Everyone is allowed to be grouchy and have a bad day. This person is the unearthly creature who seems to be pumped up on mood enhancers. It’s her personal mission to spread sunshine. Sometimes, sunshine is helpful. Too much sunshine leads to drought and barren landscapes. Not in the mood for The Perky Princess? Suggest to her that a specific person in your office (preferably one on your payback list) is depressed and could use some cheering up, thus killing two birds with one stone.
Almost as bad as The Perky Princess, the Eeyore makes you want to crawl into the bathroom, swallow a bottle of pills, and slit your wrists. How could someone possibly get up in the morning with such an attitude? Never offer to act as a sounding board for an Eeyore. Sick The Perky Princess on him. She’ll be thrilled.
The "I really would be nicer if I got laid" Critic.
These people are usually in higher positions than you. Even if you offer your first-born child to the company, you’re still not giving 110% in The Critic’s eyes. It is almost impossible to please this type of person, so stop trying. Instead, politely listen, smile when appropriate, don’t take it personally, and try to get her drunk at the next office party. If you’ve witnessed The Critic in a “less than perfect” moment, she’ll stay away from you.
The Sleazy Sales Guy.
He touches your arm. You want to shower immediately. As far as he’s concerned, personal space is a waste of space. Keep reminding him of your Black Belt boyfriend, your three illegitimate children in need of a father, or your STD of the month.
The Breakdown in the Making.
If you feel you’re always walking on eggshells around one of your co-workers for fear of their extreme reaction, you’ve got a Breakdown in the Making. Dealing with these people is like playing Jenga: all it takes is one wrong move and the whole thing comes crashing down. Be nice, be kind, keep a safe distance, and suggest to your friendly HR representative that they have a heart to heart with the individual before the nice men in white coats come a-calling.

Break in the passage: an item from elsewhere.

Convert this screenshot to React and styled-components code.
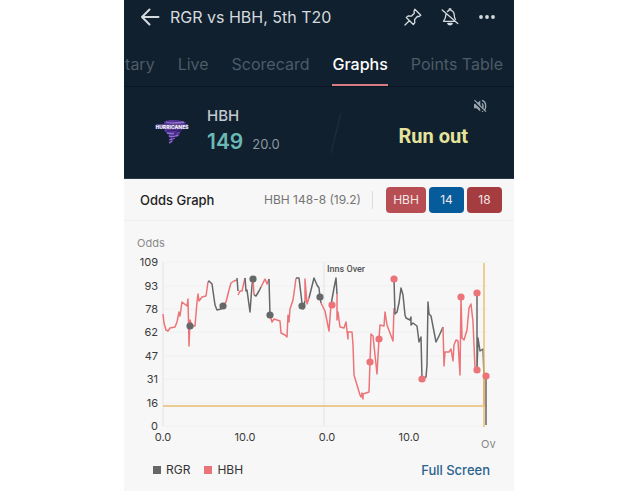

How The Slacker got hired in the first place is a mystery to everyone. If you could smack this person silly, you would. A lawsuit, however, would be a gift for this idiot. If you must deal with this individual, keep feeding The Gossip those rumours of cutbacks or reorganization without severance packages and make sure to always include The Slacker’s name. Once he’s received the news, approach him with the work you need done. You should see better results.
The best way to handle stupid co-workers is to avoid them. If you can’t, let them be your amusement. Be as a cat with a mouse. If they are truly more annoying than amusing, find another job. Just remember, stupid co-workers are like clouds: every silver lining has them.